» Task description: Skip the images and return the records below exactly.

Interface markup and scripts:
::::

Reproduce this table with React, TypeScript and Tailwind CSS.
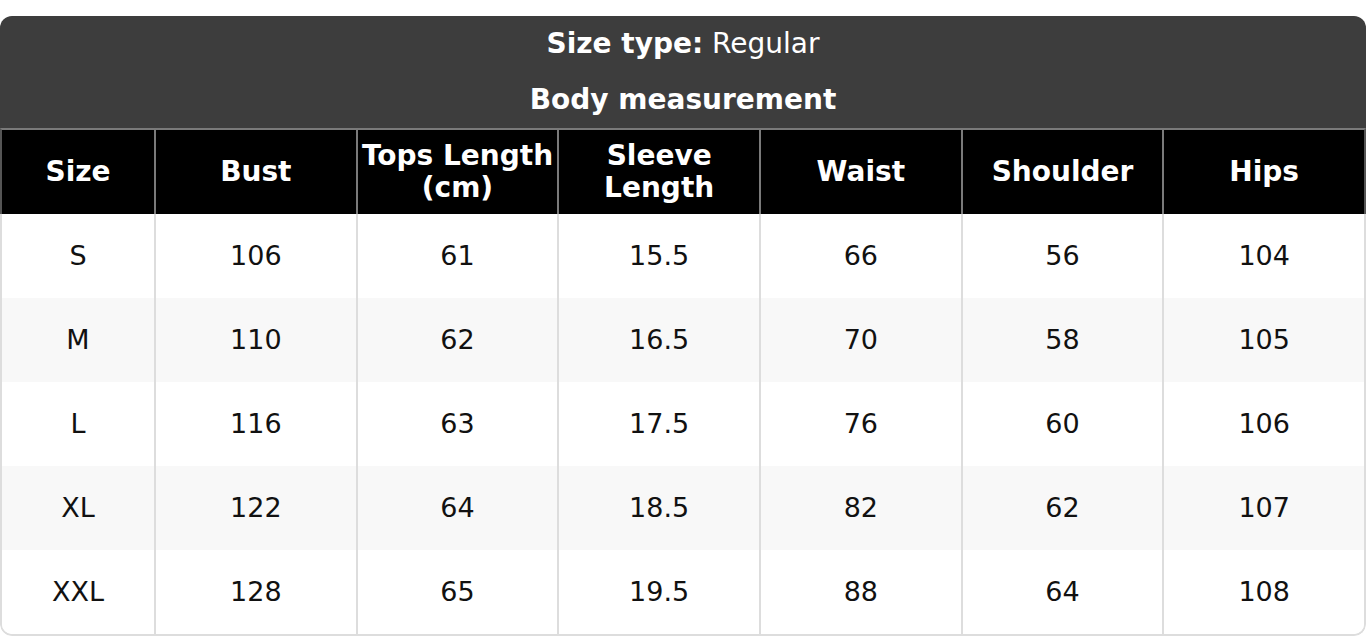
import React from "react";

const headers = ["Size", "Bust", "Tops Length (cm)", "Sleeve Length", "Waist", "Shoulder", "Hips"];
const rows = [
  ["S", "106", "61", "15.5", "66", "56", "104"],
  ["M", "110", "62", "16.5", "70", "58", "105"],
  ["L", "116", "63", "17.5", "76", "60", "106"],
  ["XL", "122", "64", "18.5", "82", "62", "107"],
  ["XXL", "128", "65", "19.5", "88", "64", "108"],
];

export default function App() {
  return (
    <div className="bg-white pt-[16px] w-[1366px]" style={{ fontFamily: '"DejaVu Sans", Verdana, sans-serif' }}>
      <div className="rounded-[12px] overflow-hidden bg-white">
        <div className="bg-[#3d3d3d] text-white text-[28px] leading-[32px]">
          <div className="h-[56px] flex items-center justify-center">
            <span><span className="font-bold">Size type:</span> Regular</span>
          </div>
          <div className="h-[56px] flex items-center justify-center font-bold">Body measurement</div>
        </div>
        <div className="grid grid-cols-[152px_repeat(6,1fr)] bg-black border-t-2 border-x-2 border-x-[#555555] border-t-[#7a7a7a]">
          {headers.map((h, i) => (
            <div
              key={h}
              className={`h-[84px] flex items-center justify-center text-center text-white font-bold text-[28px] leading-[32px] ${i > 0 ? "border-l-2 border-[#7a7a7a]" : ""}`}
            >
              {h}
            </div>
          ))}
        </div>
        <div className="border-x-2 border-b-2 border-[#dddddd] rounded-b-[12px] overflow-hidden">
          {rows.map((r, ri) => (
            <div key={ri} className={`grid grid-cols-[152px_repeat(6,1fr)] ${ri % 2 === 1 ? "bg-[#f8f8f8]" : "bg-white"}`}>
              {r.map((c, ci) => (
                <div
                  key={ci}
                  className={`h-[84px] flex items-center justify-center text-[27px] text-[#111111] ${ci > 0 ? "border-l-2 border-[#dddddd]" : ""}`}
                >
                  {c}
                </div>
              ))}
            </div>
          ))}
        </div>
      </div>
    </div>
  );
}
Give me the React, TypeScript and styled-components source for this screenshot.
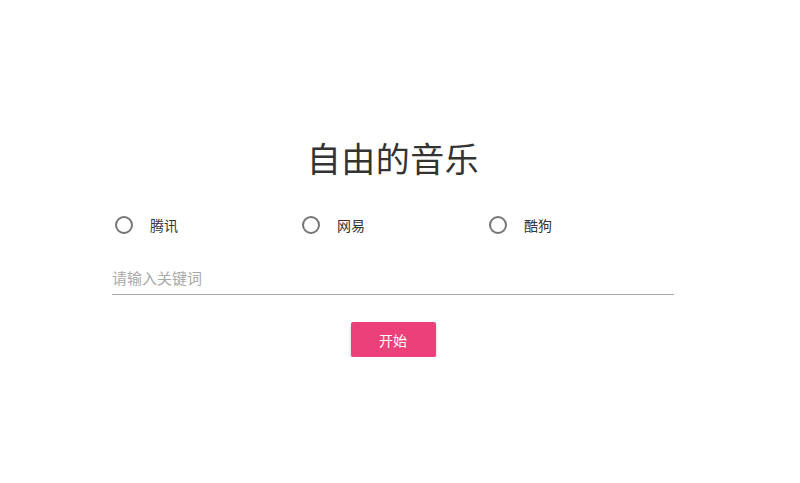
import React, { useState } from 'react'
import styled, { createGlobalStyle } from 'styled-components'

const GlobalStyle = createGlobalStyle`
  html, body {
    margin: 0;
    padding: 0;
    background: #ffffff;
  }
  body {
    font-family: 'Microsoft YaHei', 'Noto Sans CJK SC', 'Noto Sans', sans-serif;
    color: #333333;
  }
`

const Page = styled.div`
  width: 786px;
  padding-top: 134px;
  display: flex;
  justify-content: center;
`

const Panel = styled.div`
  width: 562px;
  display: flex;
  flex-direction: column;
`

const Title = styled.h1`
  margin: 0;
  text-align: center;
  font-size: 34px;
  font-weight: 400;
  line-height: 48px;
  color: #333333;
  letter-spacing: 0.5px;
`

const RadioGroup = styled.div`
  margin-top: 28px;
  padding-left: 3px;
  display: grid;
  grid-template-columns: repeat(3, 187px);
`

const RadioLabel = styled.label`
  display: flex;
  align-items: center;
  gap: 17px;
  height: 30px;
  cursor: pointer;
  font-size: 14px;
  color: #333333;
`

const Circle = styled.span<{ $checked: boolean }>`
  box-sizing: border-box;
  width: 18px;
  height: 18px;
  border-radius: 50%;
  border: 2px solid ${(p) => (p.$checked ? '#ec407a' : '#757575')};
  display: flex;
  align-items: center;
  justify-content: center;
  &::after {
    content: '';
    width: 8px;
    height: 8px;
    border-radius: 50%;
    background: #ec407a;
    display: ${(p) => (p.$checked ? 'block' : 'none')};
  }
`

const Field = styled.input`
  margin-top: 24px;
  box-sizing: border-box;
  width: 100%;
  height: 31px;
  padding: 0 0 4px;
  border: none;
  border-bottom: 1px solid #a8a8a8;
  outline: none;
  font-family: inherit;
  font-size: 15px;
  color: #333333;
  background: transparent;
  &::placeholder {
    color: #a9a9a9;
  }
`

const Actions = styled.div`
  margin-top: 27px;
  display: flex;
  justify-content: center;
`

const StartButton = styled.button`
  width: 85px;
  height: 35px;
  border: none;
  border-radius: 2px;
  background: #ec407a;
  color: #ffffff;
  font-family: inherit;
  font-size: 14px;
  cursor: pointer;
  box-shadow: 0 2px 3px rgba(0, 0, 0, 0.25);
`

const sources = ['腾讯', '网易', '酷狗']

export default function App() {
  const [source, setSource] = useState<string | null>(null)
  const [keyword, setKeyword] = useState('')

  return (
    <>
      <GlobalStyle />
      <Page>
        <Panel>
          <Title>自由的音乐</Title>
          <RadioGroup>
            {sources.map((s) => (
              <RadioLabel key={s} onClick={() => setSource(s)}>
                <Circle $checked={source === s} />
                {s}
              </RadioLabel>
            ))}
          </RadioGroup>
          <Field
            placeholder="请输入关键词"
            value={keyword}
            onChange={(e) => setKeyword(e.target.value)}
          />
          <Actions>
            <StartButton>开始</StartButton>
          </Actions>
        </Panel>
      </Page>
    </>
  )
}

::::

» Correct output:
Reproduce this table with React, TypeScript and Tailwind CSS.
import React from "react";

const headers = ["Size", "Bust", "Tops Length (cm)", "Sleeve Length", "Waist", "Shoulder", "Hips"];
const rows = [
  ["S", "106", "61", "15.5", "66", "56", "104"],
  ["M", "110", "62", "16.5", "70", "58", "105"],
  ["L", "116", "63", "17.5", "76", "60", "106"],
  ["XL", "122", "64", "18.5", "82", "62", "107"],
  ["XXL", "128", "65", "19.5", "88", "64", "108"],
];

export default function App() {
  return (
    <div className="bg-white pt-[16px] w-[1366px]" style={{ fontFamily: '"DejaVu Sans", Verdana, sans-serif' }}>
      <div className="rounded-[12px] overflow-hidden bg-white">
        <div className="bg-[#3d3d3d] text-white text-[28px] leading-[32px]">
          <div className="h-[56px] flex items-center justify-center">
            <span><span className="font-bold">Size type:</span> Regular</span>
          </div>
          <div className="h-[56px] flex items-center justify-center font-bold">Body measurement</div>
        </div>
        <div className="grid grid-cols-[152px_repeat(6,1fr)] bg-black border-t-2 border-x-2 border-x-[#555555] border-t-[#7a7a7a]">
          {headers.map((h, i) => (
            <div
              key={h}
              className={`h-[84px] flex items-center justify-center text-center text-white font-bold text-[28px] leading-[32px] ${i > 0 ? "border-l-2 border-[#7a7a7a]" : ""}`}
            >
              {h}
            </div>
          ))}
        </div>
        <div className="border-x-2 border-b-2 border-[#dddddd] rounded-b-[12px] overflow-hidden">
          {rows.map((r, ri) => (
            <div key={ri} className={`grid grid-cols-[152px_repeat(6,1fr)] ${ri % 2 === 1 ? "bg-[#f8f8f8]" : "bg-white"}`}>
              {r.map((c, ci) => (
                <div
                  key={ci}
                  className={`h-[84px] flex items-center justify-center text-[27px] text-[#111111] ${ci > 0 ? "border-l-2 border-[#dddddd]" : ""}`}
                >
                  {c}
                </div>
              ))}
            </div>
          ))}
        </div>
      </div>
    </div>
  );
}
Give me the React, TypeScript and styled-components source for this screenshot.
import React, { useState } from 'react'
import styled, { createGlobalStyle } from 'styled-components'

const GlobalStyle = createGlobalStyle`
  html, body {
    margin: 0;
    padding: 0;
    background: #ffffff;
  }
  body {
    font-family: 'Microsoft YaHei', 'Noto Sans CJK SC', 'Noto Sans', sans-serif;
    color: #333333;
  }
`

const Page = styled.div`
  width: 786px;
  padding-top: 134px;
  display: flex;
  justify-content: center;
`

const Panel = styled.div`
  width: 562px;
  display: flex;
  flex-direction: column;
`

const Title = styled.h1`
  margin: 0;
  text-align: center;
  font-size: 34px;
  font-weight: 400;
  line-height: 48px;
  color: #333333;
  letter-spacing: 0.5px;
`

const RadioGroup = styled.div`
  margin-top: 28px;
  padding-left: 3px;
  display: grid;
  grid-template-columns: repeat(3, 187px);
`

const RadioLabel = styled.label`
  display: flex;
  align-items: center;
  gap: 17px;
  height: 30px;
  cursor: pointer;
  font-size: 14px;
  color: #333333;
`

const Circle = styled.span<{ $checked: boolean }>`
  box-sizing: border-box;
  width: 18px;
  height: 18px;
  border-radius: 50%;
  border: 2px solid ${(p) => (p.$checked ? '#ec407a' : '#757575')};
  display: flex;
  align-items: center;
  justify-content: center;
  &::after {
    content: '';
    width: 8px;
    height: 8px;
    border-radius: 50%;
    background: #ec407a;
    display: ${(p) => (p.$checked ? 'block' : 'none')};
  }
`

const Field = styled.input`
  margin-top: 24px;
  box-sizing: border-box;
  width: 100%;
  height: 31px;
  padding: 0 0 4px;
  border: none;
  border-bottom: 1px solid #a8a8a8;
  outline: none;
  font-family: inherit;
  font-size: 15px;
  color: #333333;
  background: transparent;
  &::placeholder {
    color: #a9a9a9;
  }
`

const Actions = styled.div`
  margin-top: 27px;
  display: flex;
  justify-content: center;
`

const StartButton = styled.button`
  width: 85px;
  height: 35px;
  border: none;
  border-radius: 2px;
  background: #ec407a;
  color: #ffffff;
  font-family: inherit;
  font-size: 14px;
  cursor: pointer;
  box-shadow: 0 2px 3px rgba(0, 0, 0, 0.25);
`

const sources = ['腾讯', '网易', '酷狗']

export default function App() {
  const [source, setSource] = useState<string | null>(null)
  const [keyword, setKeyword] = useState('')

  return (
    <>
      <GlobalStyle />
      <Page>
        <Panel>
          <Title>自由的音乐</Title>
          <RadioGroup>
            {sources.map((s) => (
              <RadioLabel key={s} onClick={() => setSource(s)}>
                <Circle $checked={source === s} />
                {s}
              </RadioLabel>
            ))}
          </RadioGroup>
          <Field
            placeholder="请输入关键词"
            value={keyword}
            onChange={(e) => setKeyword(e.target.value)}
          />
          <Actions>
            <StartButton>开始</StartButton>
          </Actions>
        </Panel>
      </Page>
    </>
  )
}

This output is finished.